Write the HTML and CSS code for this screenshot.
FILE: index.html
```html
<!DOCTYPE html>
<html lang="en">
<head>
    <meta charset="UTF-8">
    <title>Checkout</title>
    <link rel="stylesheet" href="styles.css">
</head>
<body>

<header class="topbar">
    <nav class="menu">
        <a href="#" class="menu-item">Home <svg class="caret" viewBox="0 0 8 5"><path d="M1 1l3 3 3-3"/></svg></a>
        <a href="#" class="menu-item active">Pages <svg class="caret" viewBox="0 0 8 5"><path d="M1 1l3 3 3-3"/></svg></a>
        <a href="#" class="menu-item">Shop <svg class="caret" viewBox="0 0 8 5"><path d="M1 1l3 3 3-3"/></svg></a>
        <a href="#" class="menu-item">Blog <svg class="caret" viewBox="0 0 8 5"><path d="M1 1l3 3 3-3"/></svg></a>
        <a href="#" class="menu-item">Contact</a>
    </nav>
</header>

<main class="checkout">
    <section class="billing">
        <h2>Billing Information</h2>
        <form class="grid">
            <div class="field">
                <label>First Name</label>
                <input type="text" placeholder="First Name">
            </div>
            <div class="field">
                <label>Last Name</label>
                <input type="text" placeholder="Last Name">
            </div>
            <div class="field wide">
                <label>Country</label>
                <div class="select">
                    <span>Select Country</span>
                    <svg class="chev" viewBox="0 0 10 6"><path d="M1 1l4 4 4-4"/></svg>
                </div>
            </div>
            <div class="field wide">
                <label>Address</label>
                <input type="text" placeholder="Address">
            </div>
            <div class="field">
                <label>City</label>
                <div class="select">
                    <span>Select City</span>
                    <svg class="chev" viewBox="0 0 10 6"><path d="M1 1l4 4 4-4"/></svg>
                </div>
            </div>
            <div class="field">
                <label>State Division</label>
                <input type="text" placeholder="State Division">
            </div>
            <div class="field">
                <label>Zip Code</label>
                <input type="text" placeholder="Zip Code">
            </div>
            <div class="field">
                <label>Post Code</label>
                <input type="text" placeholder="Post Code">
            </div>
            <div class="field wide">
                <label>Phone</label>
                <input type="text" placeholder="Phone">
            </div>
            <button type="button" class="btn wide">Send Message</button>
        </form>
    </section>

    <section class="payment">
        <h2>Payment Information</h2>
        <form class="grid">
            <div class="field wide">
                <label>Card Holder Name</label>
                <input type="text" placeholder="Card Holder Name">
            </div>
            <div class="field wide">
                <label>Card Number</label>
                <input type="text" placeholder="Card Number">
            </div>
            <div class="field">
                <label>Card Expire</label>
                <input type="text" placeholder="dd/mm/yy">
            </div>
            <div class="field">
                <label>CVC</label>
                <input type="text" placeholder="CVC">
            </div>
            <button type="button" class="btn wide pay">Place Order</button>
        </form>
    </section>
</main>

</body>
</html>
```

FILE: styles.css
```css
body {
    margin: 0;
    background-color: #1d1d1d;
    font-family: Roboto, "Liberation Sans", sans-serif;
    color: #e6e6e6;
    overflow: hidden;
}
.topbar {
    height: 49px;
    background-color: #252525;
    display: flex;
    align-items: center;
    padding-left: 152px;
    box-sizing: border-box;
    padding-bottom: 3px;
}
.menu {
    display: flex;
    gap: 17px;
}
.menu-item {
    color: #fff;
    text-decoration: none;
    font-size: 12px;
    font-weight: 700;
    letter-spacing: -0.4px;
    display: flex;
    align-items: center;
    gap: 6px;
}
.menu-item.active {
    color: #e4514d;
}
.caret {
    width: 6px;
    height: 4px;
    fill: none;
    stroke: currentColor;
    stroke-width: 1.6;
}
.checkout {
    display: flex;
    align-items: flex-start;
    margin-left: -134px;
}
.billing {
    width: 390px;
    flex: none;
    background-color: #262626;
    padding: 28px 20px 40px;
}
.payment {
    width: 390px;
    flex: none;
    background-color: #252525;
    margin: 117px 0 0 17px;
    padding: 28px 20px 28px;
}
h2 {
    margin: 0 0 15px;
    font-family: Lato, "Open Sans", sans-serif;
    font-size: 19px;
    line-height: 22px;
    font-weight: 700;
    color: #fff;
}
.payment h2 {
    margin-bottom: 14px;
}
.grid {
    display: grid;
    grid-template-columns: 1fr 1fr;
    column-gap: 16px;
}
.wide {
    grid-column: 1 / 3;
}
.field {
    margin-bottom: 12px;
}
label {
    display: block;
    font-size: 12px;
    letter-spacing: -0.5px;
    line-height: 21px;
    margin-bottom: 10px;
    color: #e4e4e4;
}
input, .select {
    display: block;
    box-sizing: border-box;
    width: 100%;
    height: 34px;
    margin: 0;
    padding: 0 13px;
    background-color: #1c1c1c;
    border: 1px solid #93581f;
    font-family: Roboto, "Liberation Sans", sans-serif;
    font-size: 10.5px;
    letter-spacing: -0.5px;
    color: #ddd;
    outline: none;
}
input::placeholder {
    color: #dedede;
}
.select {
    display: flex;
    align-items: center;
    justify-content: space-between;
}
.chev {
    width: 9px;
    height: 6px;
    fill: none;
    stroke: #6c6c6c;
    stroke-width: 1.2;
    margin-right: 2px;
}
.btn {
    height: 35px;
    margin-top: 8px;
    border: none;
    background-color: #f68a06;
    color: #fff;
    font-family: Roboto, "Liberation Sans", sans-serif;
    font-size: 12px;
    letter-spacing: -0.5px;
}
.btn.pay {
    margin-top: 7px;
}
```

##############################

→ **What you have to do**: Type out the whole listing above again, exactly as it stands.

→ **Task response**:
Write the HTML and CSS code for this screenshot.
FILE: index.html
```html
<!DOCTYPE html>
<html lang="en">
<head>
    <meta charset="UTF-8">
    <title>Checkout</title>
    <link rel="stylesheet" href="styles.css">
</head>
<body>

<header class="topbar">
    <nav class="menu">
        <a href="#" class="menu-item">Home <svg class="caret" viewBox="0 0 8 5"><path d="M1 1l3 3 3-3"/></svg></a>
        <a href="#" class="menu-item active">Pages <svg class="caret" viewBox="0 0 8 5"><path d="M1 1l3 3 3-3"/></svg></a>
        <a href="#" class="menu-item">Shop <svg class="caret" viewBox="0 0 8 5"><path d="M1 1l3 3 3-3"/></svg></a>
        <a href="#" class="menu-item">Blog <svg class="caret" viewBox="0 0 8 5"><path d="M1 1l3 3 3-3"/></svg></a>
        <a href="#" class="menu-item">Contact</a>
    </nav>
</header>

<main class="checkout">
    <section class="billing">
        <h2>Billing Information</h2>
        <form class="grid">
            <div class="field">
                <label>First Name</label>
                <input type="text" placeholder="First Name">
            </div>
            <div class="field">
                <label>Last Name</label>
                <input type="text" placeholder="Last Name">
            </div>
            <div class="field wide">
                <label>Country</label>
                <div class="select">
                    <span>Select Country</span>
                    <svg class="chev" viewBox="0 0 10 6"><path d="M1 1l4 4 4-4"/></svg>
                </div>
            </div>
            <div class="field wide">
                <label>Address</label>
                <input type="text" placeholder="Address">
            </div>
            <div class="field">
                <label>City</label>
                <div class="select">
                    <span>Select City</span>
                    <svg class="chev" viewBox="0 0 10 6"><path d="M1 1l4 4 4-4"/></svg>
                </div>
            </div>
            <div class="field">
                <label>State Division</label>
                <input type="text" placeholder="State Division">
            </div>
            <div class="field">
                <label>Zip Code</label>
                <input type="text" placeholder="Zip Code">
            </div>
            <div class="field">
                <label>Post Code</label>
                <input type="text" placeholder="Post Code">
            </div>
            <div class="field wide">
                <label>Phone</label>
                <input type="text" placeholder="Phone">
            </div>
            <button type="button" class="btn wide">Send Message</button>
        </form>
    </section>

    <section class="payment">
        <h2>Payment Information</h2>
        <form class="grid">
            <div class="field wide">
                <label>Card Holder Name</label>
                <input type="text" placeholder="Card Holder Name">
            </div>
            <div class="field wide">
                <label>Card Number</label>
                <input type="text" placeholder="Card Number">
            </div>
            <div class="field">
                <label>Card Expire</label>
                <input type="text" placeholder="dd/mm/yy">
            </div>
            <div class="field">
                <label>CVC</label>
                <input type="text" placeholder="CVC">
            </div>
            <button type="button" class="btn wide pay">Place Order</button>
        </form>
    </section>
</main>

</body>
</html>
```

FILE: styles.css
```css
body {
    margin: 0;
    background-color: #1d1d1d;
    font-family: Roboto, "Liberation Sans", sans-serif;
    color: #e6e6e6;
    overflow: hidden;
}
.topbar {
    height: 49px;
    background-color: #252525;
    display: flex;
    align-items: center;
    padding-left: 152px;
    box-sizing: border-box;
    padding-bottom: 3px;
}
.menu {
    display: flex;
    gap: 17px;
}
.menu-item {
    color: #fff;
    text-decoration: none;
    font-size: 12px;
    font-weight: 700;
    letter-spacing: -0.4px;
    display: flex;
    align-items: center;
    gap: 6px;
}
.menu-item.active {
    color: #e4514d;
}
.caret {
    width: 6px;
    height: 4px;
    fill: none;
    stroke: currentColor;
    stroke-width: 1.6;
}
.checkout {
    display: flex;
    align-items: flex-start;
    margin-left: -134px;
}
.billing {
    width: 390px;
    flex: none;
    background-color: #262626;
    padding: 28px 20px 40px;
}
.payment {
    width: 390px;
    flex: none;
    background-color: #252525;
    margin: 117px 0 0 17px;
    padding: 28px 20px 28px;
}
h2 {
    margin: 0 0 15px;
    font-family: Lato, "Open Sans", sans-serif;
    font-size: 19px;
    line-height: 22px;
    font-weight: 700;
    color: #fff;
}
.payment h2 {
    margin-bottom: 14px;
}
.grid {
    display: grid;
    grid-template-columns: 1fr 1fr;
    column-gap: 16px;
}
.wide {
    grid-column: 1 / 3;
}
.field {
    margin-bottom: 12px;
}
label {
    display: block;
    font-size: 12px;
    letter-spacing: -0.5px;
    line-height: 21px;
    margin-bottom: 10px;
    color: #e4e4e4;
}
input, .select {
    display: block;
    box-sizing: border-box;
    width: 100%;
    height: 34px;
    margin: 0;
    padding: 0 13px;
    background-color: #1c1c1c;
    border: 1px solid #93581f;
    font-family: Roboto, "Liberation Sans", sans-serif;
    font-size: 10.5px;
    letter-spacing: -0.5px;
    color: #ddd;
    outline: none;
}
input::placeholder {
    color: #dedede;
}
.select {
    display: flex;
    align-items: center;
    justify-content: space-between;
}
.chev {
    width: 9px;
    height: 6px;
    fill: none;
    stroke: #6c6c6c;
    stroke-width: 1.2;
    margin-right: 2px;
}
.btn {
    height: 35px;
    margin-top: 8px;
    border: none;
    background-color: #f68a06;
    color: #fff;
    font-family: Roboto, "Liberation Sans", sans-serif;
    font-size: 12px;
    letter-spacing: -0.5px;
}
.btn.pay {
    margin-top: 7px;
}
```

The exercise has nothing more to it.